Instructions for the task: Transcribe the full listing exactly, and drop every picture.

Dataset content:
+---+

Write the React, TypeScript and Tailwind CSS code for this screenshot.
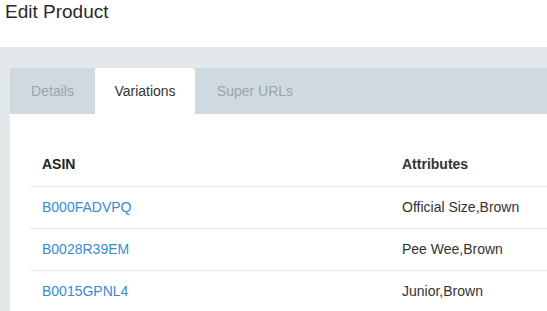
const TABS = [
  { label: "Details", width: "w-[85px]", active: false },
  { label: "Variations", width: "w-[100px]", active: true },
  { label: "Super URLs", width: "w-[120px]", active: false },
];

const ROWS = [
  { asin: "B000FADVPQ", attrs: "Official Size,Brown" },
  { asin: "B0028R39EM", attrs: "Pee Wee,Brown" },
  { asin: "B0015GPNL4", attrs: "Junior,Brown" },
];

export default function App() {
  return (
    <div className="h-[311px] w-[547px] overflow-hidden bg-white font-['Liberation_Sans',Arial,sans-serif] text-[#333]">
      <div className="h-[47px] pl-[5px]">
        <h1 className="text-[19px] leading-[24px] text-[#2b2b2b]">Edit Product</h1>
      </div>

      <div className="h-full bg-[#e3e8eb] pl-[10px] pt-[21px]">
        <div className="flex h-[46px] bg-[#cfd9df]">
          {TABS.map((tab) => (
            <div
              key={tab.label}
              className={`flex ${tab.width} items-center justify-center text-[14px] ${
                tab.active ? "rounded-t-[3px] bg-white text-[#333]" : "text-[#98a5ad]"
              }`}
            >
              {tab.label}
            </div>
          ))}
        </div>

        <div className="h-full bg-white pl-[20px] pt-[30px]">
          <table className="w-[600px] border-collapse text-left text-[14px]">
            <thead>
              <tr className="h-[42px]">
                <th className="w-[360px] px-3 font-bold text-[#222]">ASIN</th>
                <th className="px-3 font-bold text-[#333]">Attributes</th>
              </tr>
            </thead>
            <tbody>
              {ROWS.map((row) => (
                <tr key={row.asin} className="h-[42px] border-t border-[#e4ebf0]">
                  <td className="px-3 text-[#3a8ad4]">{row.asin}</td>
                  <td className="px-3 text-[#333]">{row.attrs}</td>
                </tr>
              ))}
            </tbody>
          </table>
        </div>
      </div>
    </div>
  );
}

+---+

Task solution:
Write the React, TypeScript and Tailwind CSS code for this screenshot.
const TABS = [
  { label: "Details", width: "w-[85px]", active: false },
  { label: "Variations", width: "w-[100px]", active: true },
  { label: "Super URLs", width: "w-[120px]", active: false },
];

const ROWS = [
  { asin: "B000FADVPQ", attrs: "Official Size,Brown" },
  { asin: "B0028R39EM", attrs: "Pee Wee,Brown" },
  { asin: "B0015GPNL4", attrs: "Junior,Brown" },
];

export default function App() {
  return (
    <div className="h-[311px] w-[547px] overflow-hidden bg-white font-['Liberation_Sans',Arial,sans-serif] text-[#333]">
      <div className="h-[47px] pl-[5px]">
        <h1 className="text-[19px] leading-[24px] text-[#2b2b2b]">Edit Product</h1>
      </div>

      <div className="h-full bg-[#e3e8eb] pl-[10px] pt-[21px]">
        <div className="flex h-[46px] bg-[#cfd9df]">
          {TABS.map((tab) => (
            <div
              key={tab.label}
              className={`flex ${tab.width} items-center justify-center text-[14px] ${
                tab.active ? "rounded-t-[3px] bg-white text-[#333]" : "text-[#98a5ad]"
              }`}
            >
              {tab.label}
            </div>
          ))}
        </div>

        <div className="h-full bg-white pl-[20px] pt-[30px]">
          <table className="w-[600px] border-collapse text-left text-[14px]">
            <thead>
              <tr className="h-[42px]">
                <th className="w-[360px] px-3 font-bold text-[#222]">ASIN</th>
                <th className="px-3 font-bold text-[#333]">Attributes</th>
              </tr>
            </thead>
            <tbody>
              {ROWS.map((row) => (
                <tr key={row.asin} className="h-[42px] border-t border-[#e4ebf0]">
                  <td className="px-3 text-[#3a8ad4]">{row.asin}</td>
                  <td className="px-3 text-[#333]">{row.attrs}</td>
                </tr>
              ))}
            </tbody>
          </table>
        </div>
      </div>
    </div>
  );
}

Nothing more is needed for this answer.